Diese Fragen stellen sich ganz praktisch, wenn das Kind ablehnendes Verhalten zeigt.
„Es geht darum zu verstehen, warum das Kind wie handelt und reagiert und wie mit den Wünschen des Kindes umzugehen ist. Und da, wo das Kind die innere Freiheit verloren hat, seine Bedürfnisse hinsichtlich beider Eltern offen zu äußern und diese zugunsten eines Elternteils verleugnet, da gilt es heraus zu finden, was das Kind braucht, um beide Elternbeziehungen wieder leben zu können anstatt sich auf eine Elternseite zu schlagen“, so die Familientherapeutin Fischer.
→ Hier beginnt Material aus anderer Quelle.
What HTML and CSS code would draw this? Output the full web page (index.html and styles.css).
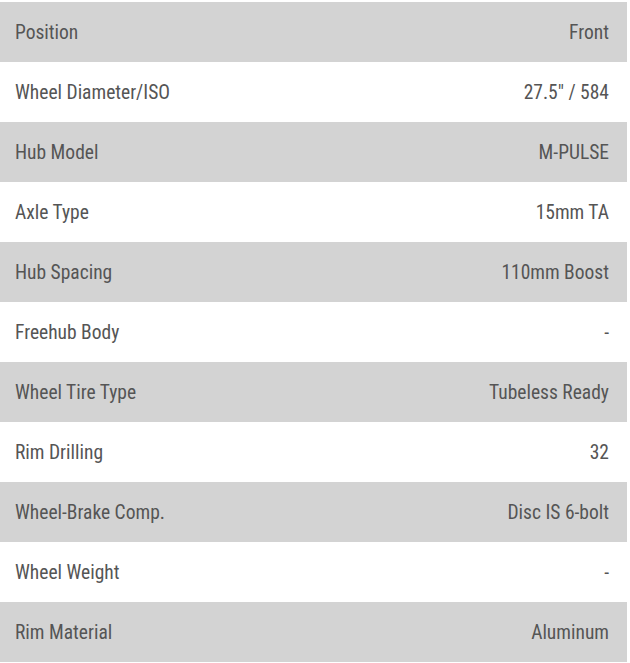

Sie geht davon aus, dass die innere Freiheit des Kindes der Rachsucht eines Elternteils zum Opfer gefallen ist. PAS!
Solange keine Suggestion beziehungsweise bei keinem Elternteil eine psychopathologische Erkrankung diagnostiziert wird, erklärt der Ulmer Kinderpsychiater das ablehnende Verhalten eines Kindes hingegen folgendermaßen: „Viele Kinder reagieren im Übergang, zum Beispiel bei einem Umgang oder bei einer Beurlaubung, einfach mit Belastung. Nicht deshalb, weil es so schlimm beim Vater oder bei der Mutter war, sondern weil dieser Wechsel und das Wahrnehmen, dass die Eltern nicht mehr zusammen sind, belastend sind. Häufig werden diese normalen Belastungsphänomene von beiden Elternseiten verzerrt wahrgenommen und als Beleg dafür genommen, dass es dem Kind beim anderen schlecht geht. Wenn man in so eine Situation dann solche rhetorischen Keulen wie PAS oder Traumatisierung hineingibt, dann eskaliert man den Konflikt und schadet den Kindern.“
Zwei Fronten stehen sich gegenüber. Unversöhnlich. Verfangen in einem Streit, in dem sie das Kind aus den Augen verlieren. Vordergründig scheint es um Rechthaberei zu gehen. Dahinter steht vermutlich Sorge und eine große Hilflosigkeit der Helfer. Sie sollen Kindeswille erkennen und über Kindeswohl urteilen. Sie suchen den reinen Kindeswillen und werden ihn niemals unbeeinflusst auffinden. Sie treffen Entscheidungen aufgrund von Annahmen, die sich erst in der Zukunft bewähren können. Entscheidungen, von denen die Persönlichkeitsentwicklung des Kindes abhängig ist. Sie müssen sich damit abfinden, dass sie mit jedem Kind einem neuen Menschen mit ganz eigenem Willen begegnen. Einem Willen, der anerkennenswert und zugleich sehr leicht gefährdet ist.